Don Quixote was one of our options for this type of a novel (I think the other two offered were The Hobbit and Watership Down). I was the only one (apparently in several years) who chose to read Don Quixote and for my final essay I argued against Don Quixote being a “comedic hero” because he had no triumph in the end. From what I remember (honestly, it’s a bit fuzzy now), Don Quixote was forced to die in his bed and was immensely sad at the end of the book.
They stopped offering the book in that section after my year (likely because the teacher’s didn’t want to deal with it).
So that’s where my question came from. I don’t know what term is best for what my teacher was trying to categorize the book as, it just didn’t seem that Don Quixote fit that bill at the time. Of course I was a senior in HS, so it could have been that I just didn’t understand the book.
He lost a duel and was told that he was to give up his vocation, go back to his place, and get rid of all the romance and chivalry books he had, and to remain in his house for the rest of his days.
Not a good triumph at the end like a comedic hero, no…
I always thought that Cervantes was trying to wake up Spain-to its declining status. Clearly, the Spanish obsession with nobility and honor didn’t equip them very well in the modern world. Of course, Spain was (in Cervante’s time) just beginning to reap the flood of gold and silver from the New World-that propbably kept the spanish upper class safe in their romantic illusions.
That’s what makes it a comedy in the sense of being life-affirming and having a happy ending. The scrawniest of happy endings, perhaps, but still. Imagine him dying *without *regaining his sanity - that would be tragedy for you.
Not quite. Samson the Bachelor, in the disguise of the Knight of the White Moon challenged Dulcinea’s honor. Quixote had no choice but to agree to fight, though Samson offered the stipulation that he was to lay down his arms and live in his village for a period of one year. When he lost, Quixote submitted to this without fight, and returned to his village.

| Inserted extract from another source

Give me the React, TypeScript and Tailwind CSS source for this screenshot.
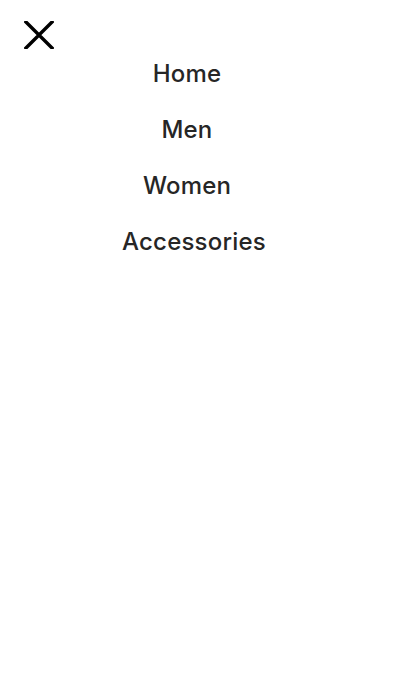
const links = ["Home", "Men", "Women", "Accessories"];

const App = () => {
  return (
    <div className="min-h-screen bg-white font-['Inter',sans-serif]">
      {/* Header */}
      <div className="h-[46px] pl-6 pt-[21px]">
        <button className="block text-black" aria-label="Close menu">
          <svg width="30" height="28" viewBox="0 0 30 28" fill="none">
            <path
              d="M2 1 L28 27 M28 1 L2 27"
              stroke="currentColor"
              strokeWidth="3.4"
              strokeLinecap="square"
            />
          </svg>
        </button>
      </div>

      {/* Links */}
      <nav className="ml-[122px] w-[130px]">
        {links.map((link) => (
          <a
            key={link}
            href="#"
            className="block h-14 whitespace-nowrap text-center text-[24px] font-medium leading-[56px] tracking-[0.2px] text-[#262626]"
          >
            {link}
          </a>
        ))}
      </nav>
    </div>
  );
};

export default App;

He suggested becoming a shepherd, hinting at a return to a pastoral sort of existence, but ultimately abandoned that plan. He returned to his “real” identity of Alonso Quixano on his own, without further prompting, and then renounced his adventures and died in his own bed.
I think the ending is ambiguous. If you think Quixote was a delusional, crazy old man, then the return of his sanity would be a triumph. He died, as all men must, peacefully, surrounded by family and people who loved him.
Even so, I find the characterization of Quixote as a “comedic” hero pretty problematic. He’s also problematic as a tragic hero. That’s part of the fun of the book.
I think the fact that he regains his sanity is pretty tragic, personally. When Quixote was “insane” he lived in a world that made sense to him. A world with honor and integrity. A world that was fantastic and magical, with literal enchantments, and clear senses of right and wrong. Why is it a triumph to die in a world of injustice? Sanity in the novel doesn’t seem to be that great.
Okay–I was stumbling over the tri-partite concept of “Greek,” “Comedy” and “Novel.” The Greeks didn’t do novels, and many of the comic plays we know about are incomplete–it is much more likely that the Greek lit stuff on a school list are tragic (really, really, tragic) plays.
OTOH, it made me consider momentarily whether the Odyssey could be called a Greek comedy novel. That was an interesting exercise–applying genre labels posthumously, so to speak.
–A good teacher should be delighted if a student challenges accepted labels and backs it up with argument from the text.
–I know Cervantes wrote Don Quixote under money pressures so that it is tough to argue that he had a master theme when he started the first book (other than point and laugh at romantic knighthood), but surely his point is that it is tragic that our world is so shopworn when we can imagine such cool beautiful things like knights and ladies and honor. [Disputes welcome.]